The information presented in this discussion is taken from the following source: Bonabeau, Dorigo, Theraulaz, Swarm Intelligence: From Natural to Artificial Systems, Santa Fe Institute Studies in the Science of Complexity, Oxford University Press, 1999. (see Ant Colony Optimization under "Publications").

Slides used in the discussion are available at http://serendip.brynmawr.edu/local/scisoc/emergence/SwarmIntel.htm (requires Internet Explorer).

Swarm intelligence can be defined as "any attempt to design distributed problem-solving devices inspired by the collective behavior of social insect colonies or other animal societies."

Bonabeau et. al suggest some reasons that social insect colonies serve as motivation. Colonies can be thought of as "decentralized problem-solving systems composed of many interacting entities, in this case insects." Common problems that are solved include: finding food, building nests, efficiently dividing labor, efficiently feeding brood, etc." Some features of colonies are that they are flexible, robust and the ants have limited cognitive abilities.

Self-organization is a key feature of a swarm system. Bonabeau et. al state four characteristics of self-organization in swarms. (1) positive feedback (2) negative feedback (3) amplification of fluctuations and (4) multiple interactions. Positive and negative feedback refer to rules that promote or discourage the ants to form structures, such as pheromone trails. Amplification of fluctuations refers to an aspect of randomness that enables the discovery of new solutions.
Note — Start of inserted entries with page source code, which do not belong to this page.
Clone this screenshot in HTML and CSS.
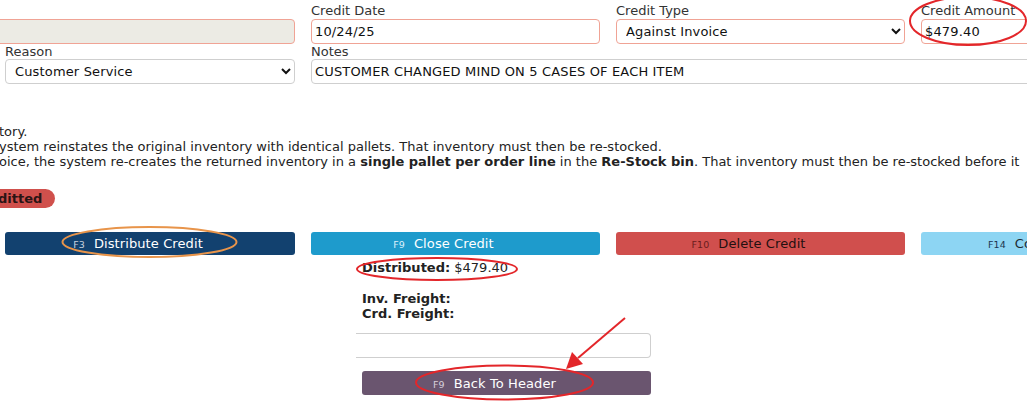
FILE: index.html
```html
<!DOCTYPE html>
<html>
<head>
<meta charset="utf-8">
<link rel="stylesheet" href="styles.css">
</head>
<body>
<div class="page">
  <div class="fields">
    <div class="field">
      <label class="lbl">&nbsp;</label>
      <input class="inp inp-req inp-ro first" type="text" value="">
    </div>
    <div class="field">
      <label class="lbl">Credit Date</label>
      <input class="inp inp-req" type="text" value="10/24/25">
    </div>
    <div class="field">
      <label class="lbl">Credit Type</label>
      <select class="sel sel-req"><option>Against Invoice</option></select>
    </div>
    <div class="field">
      <label class="lbl">Credit Amount</label>
      <input class="inp inp-req" type="text" value="$479.40">
    </div>
    <div class="field">
      <label class="lbl">Reason</label>
      <select class="sel"><option>Customer Service</option></select>
    </div>
    <div class="field span3">
      <label class="lbl">Notes</label>
      <input class="inp" type="text" value="CUSTOMER CHANGED MIND ON 5 CASES OF EACH ITEM">
    </div>
  </div>

  <div class="info">
    <div class="line">tory.</div>
    <div class="line">ystem reinstates the original inventory with identical pallets. That inventory must then be re-stocked.</div>
    <div class="line">oice, the system re-creates the returned inventory in a <b>single pallet per order line</b> in the <b>Re-Stock bin</b>. That inventory must then be re-stocked before it</div>
  </div>

  <div class="status"><span class="badge">ditted</span></div>

  <div class="actions">
    <button class="btn btn-navy"><span class="key">F3</span>Distribute Credit</button>
    <button class="btn btn-blue"><span class="key">F9</span>Close Credit</button>
    <button class="btn btn-red"><span class="key">F10</span>Delete Credit</button>
    <button class="btn btn-light btn-edge"><span class="key">F14</span>Copy Credit</button>
  </div>

  <div class="summary">
    <div class="dist"><b>Distributed:</b> $479.40</div>
    <div class="freight"><b>Inv. Freight:</b></div>
    <div class="freight"><b>Crd. Freight:</b></div>
    <input class="inp summary-inp" type="text" value="">
    <button class="btn btn-purple"><span class="key">F9</span>Back To Header</button>
  </div>

  <svg class="marks" width="1027" height="402" viewBox="0 0 1027 402">
    <ellipse cx="968" cy="21" rx="58" ry="24" fill="none" stroke="#e3262a" stroke-width="2"/>
    <ellipse cx="149.5" cy="242" rx="87" ry="15" fill="none" stroke="#e8944a" stroke-width="2"/>
    <ellipse cx="437" cy="269" rx="80" ry="11" fill="none" stroke="#e3262a" stroke-width="2"/>
    <ellipse cx="504.5" cy="382.5" rx="88.5" ry="17" fill="none" stroke="#e3262a" stroke-width="2"/>
    <line x1="625" y1="318" x2="578" y2="358" stroke="#e3262a" stroke-width="2"/>
    <polygon points="566,369 572,352 583,364" fill="#e3262a"/>
  </svg>
</div>
</body>
</html>
```
FILE: styles.css
```css
html, body {
  margin: 0;
  padding: 0;
  background: #fff;
}
body {
  font-family: "DejaVu Sans", Verdana, sans-serif;
  font-size: 13px;
  color: #222;
  overflow: hidden;
}
.page {
  position: relative;
  width: 1027px;
  height: 402px;
  overflow: hidden;
}
.fields {
  display: grid;
  grid-template-columns: 290px 289px 289px 289px;
  column-gap: 16px;
  padding: 3px 0 0 5px;
}
.field {
  display: flex;
  flex-direction: column;
  min-width: 0;
}
.span3 {
  grid-column: span 3;
}
.lbl {
  display: block;
  line-height: 15px;
  height: 16px;
  color: #333;
  white-space: nowrap;
}
.field:nth-child(n+5) .lbl {
  height: 15px;
}
.inp, .sel {
  box-sizing: border-box;
  height: 25px;
  width: 100%;
  font-family: "DejaVu Sans", Verdana, sans-serif;
  font-size: 13px;
  letter-spacing: 0.15px;
  color: #111;
  border: 1px solid #cfcfcf;
  border-radius: 4px;
  background: #fff;
  margin: 0;
}
.inp {
  padding: 0 3px;
}
.sel {
  padding: 0 5px;
}
.inp-req, .sel-req {
  border-color: #f0a395;
}
.inp-ro {
  background: #ecebe4;
}
.first {
  margin-left: -12px;
  width: calc(100% + 12px);
}
.info {
  margin-top: 40px;
  line-height: 15px;
  white-space: nowrap;
}
.line {
  margin-left: -1px;
}
.info b {
  color: #222;
}
.status {
  margin-top: 20px;
  height: 20px;
}
.badge {
  display: inline-block;
  margin-left: -2px;
  height: 19px;
  line-height: 19px;
  padding: 0 13px 0 0;
  background: #d0504c;
  border-radius: 0 10px 10px 0;
  font-weight: bold;
  color: #2a1414;
}
.actions {
  display: grid;
  grid-template-columns: 290px 289px 289px 289px;
  column-gap: 16px;
  padding-left: 5px;
  margin-top: 23px;
}
.btn {
  box-sizing: border-box;
  height: 23px;
  border: none;
  border-radius: 3px;
  font-family: "DejaVu Sans", Verdana, sans-serif;
  font-size: 13px;
  letter-spacing: 0.1px;
  padding: 0 24px 0 0;
  display: flex;
  align-items: center;
  justify-content: center;
  white-space: nowrap;
}
.btn-edge {
  justify-content: flex-start;
  padding-left: 67px;
}
.key {
  font-size: 9.5px;
  margin-right: 9px;
  position: relative;
  top: 1px;
}
.btn-navy {
  background: #12416f;
  color: #fff;
}
.btn-navy .key { color: #c6d0de; }
.btn-blue {
  background: #1e9bcc;
  color: #fff;
}
.btn-blue .key { color: #dcf0fa; }
.btn-red {
  background: #d04f4d;
  color: #231010;
}
.btn-red .key { color: #6a1c1c; }
.btn-light {
  background: #8dd5f3;
  color: #1c2a33;
}
.btn-light .key { color: #1c3550; }
.summary {
  margin: 5px 0 0 362px;
  width: 289px;
}
.dist {
  line-height: 15px;
  margin-bottom: 16px;
}
.freight {
  line-height: 15px;
}
.summary-inp {
  margin-top: 12px;
  margin-left: -6px;
  width: 295px;
  border-left: none;
  border-radius: 0 4px 4px 0;
}
.btn-purple {
  width: 289px;
  height: 24px;
  margin-top: 13px;
  background: #6a556f;
  color: #fff;
}
.btn-purple .key { color: #d8d0dc; }
.marks {
  position: absolute;
  left: 0;
  top: 0;
  pointer-events: none;
}
```
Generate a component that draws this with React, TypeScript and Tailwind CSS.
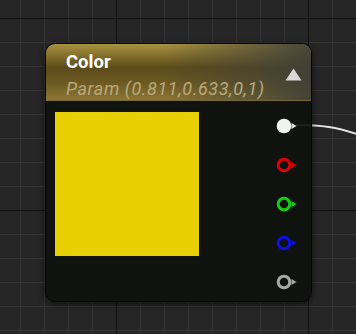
const pins = [
  { ring: '#e6e6e6', fill: '#f2f2f2', solid: true },
  { ring: '#e00000', fill: '#111', solid: false },
  { ring: '#10d010', fill: '#111', solid: false },
  { ring: '#0a10e0', fill: '#111', solid: false },
  { ring: '#a8a8a8', fill: '#111', solid: false },
];

function Pin({ ring, fill, solid }: { ring: string; fill: string; solid: boolean }) {
  return (
    <svg width="22" height="16" viewBox="0 0 22 16">
      <path d="M15.5 5 L20.5 8 L15.5 11 Z" fill={ring} />
      {solid ? (
        <circle cx="8" cy="8" r="7.3" fill={fill} />
      ) : (
        <circle cx="8" cy="8" r="5.8" fill={fill} stroke={ring} strokeWidth="3" />
      )}
    </svg>
  );
}

export default function App() {
  return (
    <div className="relative w-[356px] h-[334px] overflow-hidden bg-[#262626] bg-[linear-gradient(to_right,#121212_1px,transparent_1px),linear-gradient(to_bottom,#121212_1px,transparent_1px),linear-gradient(to_right,#353535_1px,transparent_1px),linear-gradient(to_bottom,#353535_1px,transparent_1px)] bg-[size:192px_192px,192px_192px,24px_24px,24px_24px] bg-[position:116px_18px,116px_18px,20px_18px,20px_18px] font-['Roboto','Liberation_Sans',sans-serif]">
      <svg className="absolute left-0 top-0" width="356" height="334">
        <path d="M296 125 C 322 125, 336 127, 360 135" fill="none" stroke="#e4e4e4" strokeWidth="2" />
      </svg>

      <div className="absolute left-[45px] top-[43px] w-[267px] h-[259px] rounded-[10px] border border-[#050505] bg-[rgba(15,17,15,0.93)] shadow-[0_2px_6px_rgba(0,0,0,0.6)] overflow-hidden flex flex-col">
        <div className="h-[57px] shrink-0 flex items-center justify-between pl-[20px] pr-[9px] border-b border-[#7a6a2c] bg-[linear-gradient(to_right,transparent_45%,rgba(62,62,56,0.9)_100%),linear-gradient(to_bottom,#a8923f_0%,#5c4c1b_42%,#6c5a22_70%,#8c7634_100%)]">
          <div className="flex flex-col mt-[8px]">
            <span className="text-[18.5px] leading-[22px] font-bold text-white">Color</span>
            <span className="text-[18px] leading-[26px] italic tracking-[0.6px] text-[#b8aa7c] mt-[3px]">Param (0.811,0.633,0,1)</span>
          </div>
          <svg width="17" height="13" viewBox="0 0 17 13" className="mt-[4px]">
            <path d="M8.5 0.5 L16.5 12.5 L0.5 12.5 Z" fill="#d8d8d8" />
          </svg>
        </div>

        <div className="flex justify-between pl-[9px] pr-[13px] pt-[11px]">
          <div className="w-[144px] h-[144px] bg-[#e8d000]" />
          <div className="flex flex-col -mt-[6px]">
            {pins.map((p, i) => (
              <div key={i} className="h-[39px] flex items-center">
                <Pin {...p} />
              </div>
            ))}
          </div>
        </div>
      </div>
    </div>
  );
}
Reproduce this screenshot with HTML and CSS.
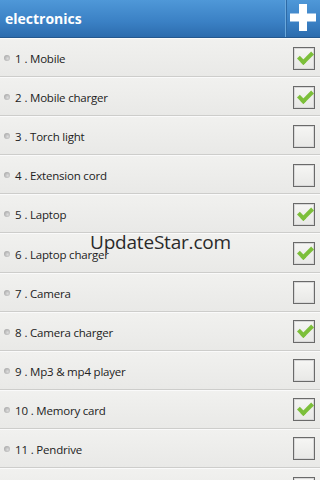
FILE: index.html
```html
<!DOCTYPE html>
<html>
<head>
<meta charset="utf-8">
<link rel="stylesheet" href="styles.css">
</head>
<body>
<div class="app">
  <header class="bar">
    <div class="title">electronics</div>
    <div class="add">
      <svg width="26" height="27" viewBox="0 0 26 27"><path d="M9 0h8v9.5h9v8h-9V27H9v-9.5H0v-8h9z" fill="#fff"/></svg>
    </div>
  </header>
  <ul class="list">
    <li class="row"><span class="dot"></span><span class="label"><span class="num">1</span>. Mobile</span><span class="box on"></span></li>
    <li class="row"><span class="dot"></span><span class="label"><span class="num">2</span>. Mobile charger</span><span class="box on"></span></li>
    <li class="row"><span class="dot"></span><span class="label"><span class="num">3</span>. Torch light</span><span class="box"></span></li>
    <li class="row"><span class="dot"></span><span class="label"><span class="num">4</span>. Extension cord</span><span class="box"></span></li>
    <li class="row"><span class="dot"></span><span class="label"><span class="num">5</span>. Laptop</span><span class="box on"></span></li>
    <li class="row"><span class="dot"></span><span class="label"><span class="num">6</span>. Laptop charger</span><span class="box on"></span></li>
    <li class="row"><span class="dot"></span><span class="label"><span class="num">7</span>. Camera</span><span class="box"></span></li>
    <li class="row"><span class="dot"></span><span class="label"><span class="num">8</span>. Camera charger</span><span class="box on"></span></li>
    <li class="row"><span class="dot"></span><span class="label"><span class="num">9</span>. Mp3 &amp; mp4 player</span><span class="box"></span></li>
    <li class="row"><span class="dot"></span><span class="label"><span class="num">10</span>. Memory card</span><span class="box on"></span></li>
    <li class="row"><span class="dot"></span><span class="label"><span class="num">11</span>. Pendrive</span><span class="box"></span></li>
    <li class="row"><span class="dot"></span><span class="label"></span><span class="box"></span></li>
  </ul>
  <div class="watermark">UpdateStar.com</div>
</div>
</body>
</html>
```
FILE: styles.css
```css
html, body { margin: 0; padding: 0; }
body { width: 320px; height: 480px; overflow: hidden; background: #ececea; font-family: "Open Sans", "DejaVu Sans", sans-serif; }
.app { position: relative; width: 320px; height: 480px; overflow: hidden; }
.bar {
  height: 37px;
  display: flex;
  align-items: stretch;
  background: linear-gradient(#4f98d8, #3a80c4 60%, #2c6cae);
  border-bottom: 1px solid #24588e;
}
.title {
  flex: 1;
  display: flex;
  align-items: center;
  padding-left: 5px;
  padding-bottom: 1px;
  color: #fff;
  font-weight: bold;
  font-size: 14px;
}
.add {
  width: 34px;
  display: flex;
  align-items: center;
  justify-content: center;
  border-left: 1px solid #6aa8dc;
  box-shadow: inset 1px 0 0 #2e6aa6;
  padding-bottom: 3px;
}
.list { list-style: none; margin: 0; padding: 0; }
.row {
  height: 38.1px;
  display: flex;
  align-items: center;
  background: linear-gradient(#f1f1ef, #e9e9e7);
  border-bottom: 1px solid #cdcdcb;
  box-shadow: inset 0 1px 0 #fafafa;
}
.dot {
  width: 6px; height: 6px;
  margin-left: 4px;
  margin-right: 5px;
  margin-top: 2px;
  border-radius: 50%;
  background: radial-gradient(circle at 60% 60%, #dcdcdc, #9a9a9a);
}
.label {
  flex: 1;
  color: #222;
  font-size: 11.5px;
  letter-spacing: -0.2px;
  padding-top: 3px;
}
.num { margin-right: 3px; }
.box {
  width: 20px; height: 21px;
  margin-right: 5px;
  margin-top: 2px;
  border: 1px solid #6a6a6a;
  box-shadow: inset 0 0 0 1px #d8d8d8;
  background: linear-gradient(#f6f6f4, #e8e8e6);
  position: relative;
}
.box.on::after {
  content: "";
  position: absolute;
  left: 7px; top: 1px;
  width: 5px; height: 11px;
  border-right: 4px solid #7cbf3a;
  border-bottom: 4px solid #7cbf3a;
  transform: rotate(45deg);
}
.watermark {
  position: absolute;
  left: 90px;
  top: 229px;
  font-size: 19px;
  color: #2a2a2a;
  letter-spacing: -0.2px;
}
```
Multiple interactions refers to the many ants in a swarm, as well as their many direct and indirect interactions (stigmergy).

Three examples were presented: Langton's Ant, obstacle avoidance, and Dorigo et.al ant algorithm for finding solutions to the traveling salesman problem. The ways in which these examples exhibited (and did not exhibit) the four characteristics of self-organization in a swarm system were discussed. In addtion it was mentioned that in some of these examples, the ants used only local information while in others some global information was included.